PROBLEM LINK:
Authors: Jaub Safin
Testers: Vasya Antoniuk
Translators: Vasya Antoniuk (Russian), Team VNOI (Vietnamese) and Hu Zecong (Mandarin)
Editorialist: Praveen Dhinwa
DIFFICULTY:
Simple
PREREQUISITES:
Simple observations, dp
PROBLEM:
An array is called alternating if any two consecutive numbers in it have opposite signs (i.e. one of them should be negative, whereas the other should be positive).
You are given an array A of size N consisting of non-zero elements. For each index i from 1 to N, you have to find the length of longest subarray starting at i.
QUICK EXPLANATION:
We can observe that if an array is alternating, then all of its subarrays are also alternating.
So, we can divide the array into maximal alternating subarrays.
For doing that, we will iterate over array from left to right, if the sign of current number is different than previous number, then this number can be used to extend previous alternating subarray, Otherwise we will have to start constructing a new maximal alternating subarray.
In this way, we can partition the array into various maximal alternating subarrays.
After this, finding length of longest subarray starting at index i is quite easy, as it can be done easily by finding the position of i in the corresponding maximal alternating subarray. If p be position and L be the length of the maximal subarray, then L - p + 1 will be the length of longest subarray starting at index i.
EXPLANATION:
Observation 1:
Values of the number don’t matter, only their signs do.
So, we can change the array A such that it consists of -1 and 1’s only.
Observation 2:
If an array A is alternating, then all of it’s subarrays are alternating.
Let us take an example to understand how we can apply the above observation to solve the problem.
Let A = [1, 1, -1, 1, 1, -1, -1]
So, we start from A_1 and note that A_1 is equal A_2.
So the maximal subarray starting from 1 will be [1] itself.
Now, we go to A_2, we can see that A_2, A_3, A_4 have different signs, and A_4 has same sign as A_5.
So the maximal subarray starting from index 2 will be [1, -1, 1].
So, we break the array into several parts such that each part is maximal alternating subarray. In our example, the parts will be
[1] [1, -1, 1] [1, -1], [-1]
We can formalize the above idea to write a pseudo code to break an array into various parts of maximal alternating subarrays.
vector<vector<int> > parts;
vector<int> curPart;
subpart.push_back(a[0]);
for (int i = 1; i < n; i++) {
// If signs of current and previous number are different,
// then it means that we can extend the current part.
if (a[i] * a[i - 1] == -1) {
curPart.push_back(a[i]);
} else {
// We add the curPart into parts.
parts.push_back(curPart);
}
}
// Check at the end whether the curPart has non-zero length or not.

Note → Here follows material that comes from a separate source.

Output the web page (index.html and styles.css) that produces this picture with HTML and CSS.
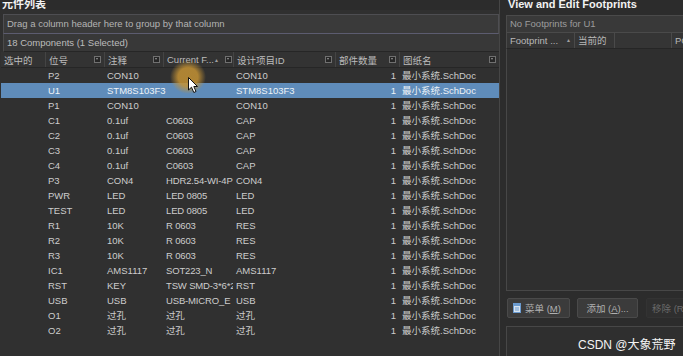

// If it has, then add curPart into parts.
if (curPart.size() > 0) {
parts.push_back(subpart);
}
Now, let us find the length of longest alternating subarray ending at each index i for our example subarray A.
We get [1] [3, 2, 1], [2, 1], [1]
So, this means that for an maximal alternating subarray of length L, the answers (length of longest alternating subarray start from that index) will be L, L-1, \dots, 1.
We can use this idea to solve our problem.
// i denotes the current index of array at which we currently are.
int i = 1;
for (vector<int> curPart : parts) {
int L = curPart.size();
while (L > 0) {
answer[i] = L;
// increment i
i++;
// decrement L
L--;
}
}
// Note the fact that we didn't use the explicit values of curPart, only its size matter.
Dynamic programming based Solution
You can also solve the problem by a very simple dp.
Let len[i] denote the maximum length of alternating subarray starting at position i.
We can observer that if a[i] and a[i + 1] has opposite signs, then len[i] will be 1 more than len[i + 1].
Otherwise in the case when they have same sign, then len[i] will be just 1.
len[N] = 1;
for (int i = N - 1; i >= 1; i--) {
// a[i] and a[i + 1] have different signs.
// Note that the a[i] can go upto 10^9,
// So if a is stored in int data type, then the a[i] * a[i + 1] might not fit in int.
// So, we cast it to long long
if (a[i] * (long long) a[i + 1]< 0) {
len[i] = len[i + 1] + 1;
} else {
len[i] = 1;
}
}
Time Complexity:
As we have seen in both the solutions we have to iterate over the array A only once or constant number of times. So, time complexity of the algorithm will be \mathcal{O}(N) which will easily fit in time with N = 10^5 and T = 10.